> **Supplied data**:
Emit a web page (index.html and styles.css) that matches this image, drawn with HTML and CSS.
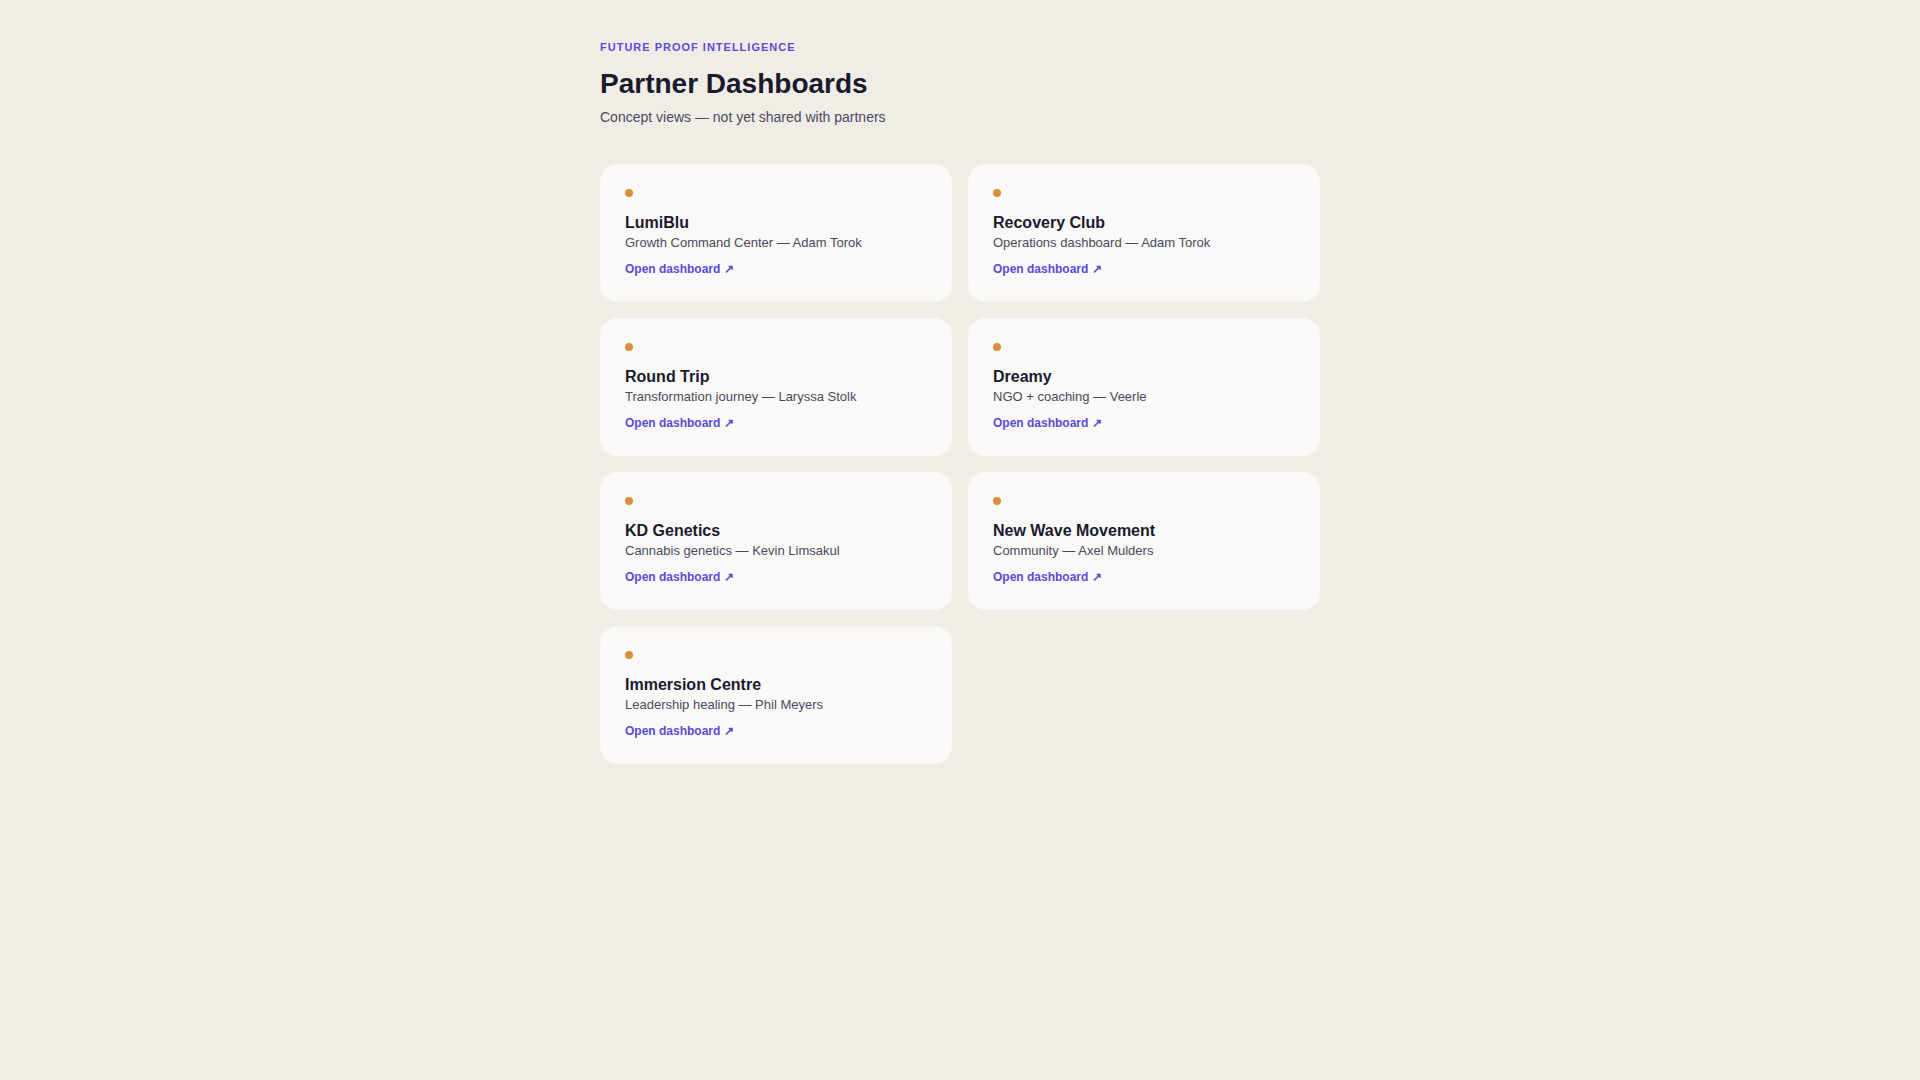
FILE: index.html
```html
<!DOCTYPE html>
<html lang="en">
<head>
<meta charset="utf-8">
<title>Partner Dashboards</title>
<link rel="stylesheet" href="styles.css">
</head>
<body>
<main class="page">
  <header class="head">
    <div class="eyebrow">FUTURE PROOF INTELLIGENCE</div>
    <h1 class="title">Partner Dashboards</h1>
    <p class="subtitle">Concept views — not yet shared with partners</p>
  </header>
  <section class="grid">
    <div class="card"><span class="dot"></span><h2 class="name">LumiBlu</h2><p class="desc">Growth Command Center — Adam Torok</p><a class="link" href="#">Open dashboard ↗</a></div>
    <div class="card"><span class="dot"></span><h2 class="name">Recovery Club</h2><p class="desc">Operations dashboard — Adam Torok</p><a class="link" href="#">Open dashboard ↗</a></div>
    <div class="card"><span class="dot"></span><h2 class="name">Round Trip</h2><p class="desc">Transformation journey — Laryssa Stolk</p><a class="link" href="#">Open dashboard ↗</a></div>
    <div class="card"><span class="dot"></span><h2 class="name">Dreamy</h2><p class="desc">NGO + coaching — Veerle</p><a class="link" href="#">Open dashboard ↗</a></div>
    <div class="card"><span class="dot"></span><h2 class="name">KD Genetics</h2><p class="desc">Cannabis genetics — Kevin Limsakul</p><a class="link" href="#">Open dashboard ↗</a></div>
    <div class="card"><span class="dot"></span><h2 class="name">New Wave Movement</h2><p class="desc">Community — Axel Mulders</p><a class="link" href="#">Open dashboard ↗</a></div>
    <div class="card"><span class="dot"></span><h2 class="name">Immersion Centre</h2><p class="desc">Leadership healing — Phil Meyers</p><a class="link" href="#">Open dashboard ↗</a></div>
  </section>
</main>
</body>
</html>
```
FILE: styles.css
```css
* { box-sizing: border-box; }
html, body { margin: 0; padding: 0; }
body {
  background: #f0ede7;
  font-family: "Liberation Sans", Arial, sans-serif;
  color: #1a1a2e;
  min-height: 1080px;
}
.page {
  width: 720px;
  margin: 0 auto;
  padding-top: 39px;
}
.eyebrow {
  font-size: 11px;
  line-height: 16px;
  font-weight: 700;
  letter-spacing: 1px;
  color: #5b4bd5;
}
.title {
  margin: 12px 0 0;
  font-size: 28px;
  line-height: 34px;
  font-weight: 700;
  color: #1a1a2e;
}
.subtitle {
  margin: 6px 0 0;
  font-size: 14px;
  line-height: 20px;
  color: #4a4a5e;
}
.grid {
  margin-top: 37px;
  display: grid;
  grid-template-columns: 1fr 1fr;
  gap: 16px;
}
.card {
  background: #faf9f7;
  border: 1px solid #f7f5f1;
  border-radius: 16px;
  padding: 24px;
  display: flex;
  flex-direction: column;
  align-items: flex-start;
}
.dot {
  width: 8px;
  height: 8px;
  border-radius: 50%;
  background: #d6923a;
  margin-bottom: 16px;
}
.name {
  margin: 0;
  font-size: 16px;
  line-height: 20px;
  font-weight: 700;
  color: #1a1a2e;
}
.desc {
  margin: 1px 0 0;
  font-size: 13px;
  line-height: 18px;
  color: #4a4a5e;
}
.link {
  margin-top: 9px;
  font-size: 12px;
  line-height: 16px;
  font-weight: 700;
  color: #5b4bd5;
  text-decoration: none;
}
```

> **Short task**: Quote the full listing above word for word; exclude every picture from the copy.

> **Result for this task**:
Emit a web page (index.html and styles.css) that matches this image, drawn with HTML and CSS.
FILE: index.html
```html
<!DOCTYPE html>
<html lang="en">
<head>
<meta charset="utf-8">
<title>Partner Dashboards</title>
<link rel="stylesheet" href="styles.css">
</head>
<body>
<main class="page">
  <header class="head">
    <div class="eyebrow">FUTURE PROOF INTELLIGENCE</div>
    <h1 class="title">Partner Dashboards</h1>
    <p class="subtitle">Concept views — not yet shared with partners</p>
  </header>
  <section class="grid">
    <div class="card"><span class="dot"></span><h2 class="name">LumiBlu</h2><p class="desc">Growth Command Center — Adam Torok</p><a class="link" href="#">Open dashboard ↗</a></div>
    <div class="card"><span class="dot"></span><h2 class="name">Recovery Club</h2><p class="desc">Operations dashboard — Adam Torok</p><a class="link" href="#">Open dashboard ↗</a></div>
    <div class="card"><span class="dot"></span><h2 class="name">Round Trip</h2><p class="desc">Transformation journey — Laryssa Stolk</p><a class="link" href="#">Open dashboard ↗</a></div>
    <div class="card"><span class="dot"></span><h2 class="name">Dreamy</h2><p class="desc">NGO + coaching — Veerle</p><a class="link" href="#">Open dashboard ↗</a></div>
    <div class="card"><span class="dot"></span><h2 class="name">KD Genetics</h2><p class="desc">Cannabis genetics — Kevin Limsakul</p><a class="link" href="#">Open dashboard ↗</a></div>
    <div class="card"><span class="dot"></span><h2 class="name">New Wave Movement</h2><p class="desc">Community — Axel Mulders</p><a class="link" href="#">Open dashboard ↗</a></div>
    <div class="card"><span class="dot"></span><h2 class="name">Immersion Centre</h2><p class="desc">Leadership healing — Phil Meyers</p><a class="link" href="#">Open dashboard ↗</a></div>
  </section>
</main>
</body>
</html>
```
FILE: styles.css
```css
* { box-sizing: border-box; }
html, body { margin: 0; padding: 0; }
body {
  background: #f0ede7;
  font-family: "Liberation Sans", Arial, sans-serif;
  color: #1a1a2e;
  min-height: 1080px;
}
.page {
  width: 720px;
  margin: 0 auto;
  padding-top: 39px;
}
.eyebrow {
  font-size: 11px;
  line-height: 16px;
  font-weight: 700;
  letter-spacing: 1px;
  color: #5b4bd5;
}
.title {
  margin: 12px 0 0;
  font-size: 28px;
  line-height: 34px;
  font-weight: 700;
  color: #1a1a2e;
}
.subtitle {
  margin: 6px 0 0;
  font-size: 14px;
  line-height: 20px;
  color: #4a4a5e;
}
.grid {
  margin-top: 37px;
  display: grid;
  grid-template-columns: 1fr 1fr;
  gap: 16px;
}
.card {
  background: #faf9f7;
  border: 1px solid #f7f5f1;
  border-radius: 16px;
  padding: 24px;
  display: flex;
  flex-direction: column;
  align-items: flex-start;
}
.dot {
  width: 8px;
  height: 8px;
  border-radius: 50%;
  background: #d6923a;
  margin-bottom: 16px;
}
.name {
  margin: 0;
  font-size: 16px;
  line-height: 20px;
  font-weight: 700;
  color: #1a1a2e;
}
.desc {
  margin: 1px 0 0;
  font-size: 13px;
  line-height: 18px;
  color: #4a4a5e;
}
.link {
  margin-top: 9px;
  font-size: 12px;
  line-height: 16px;
  font-weight: 700;
  color: #5b4bd5;
  text-decoration: none;
}
```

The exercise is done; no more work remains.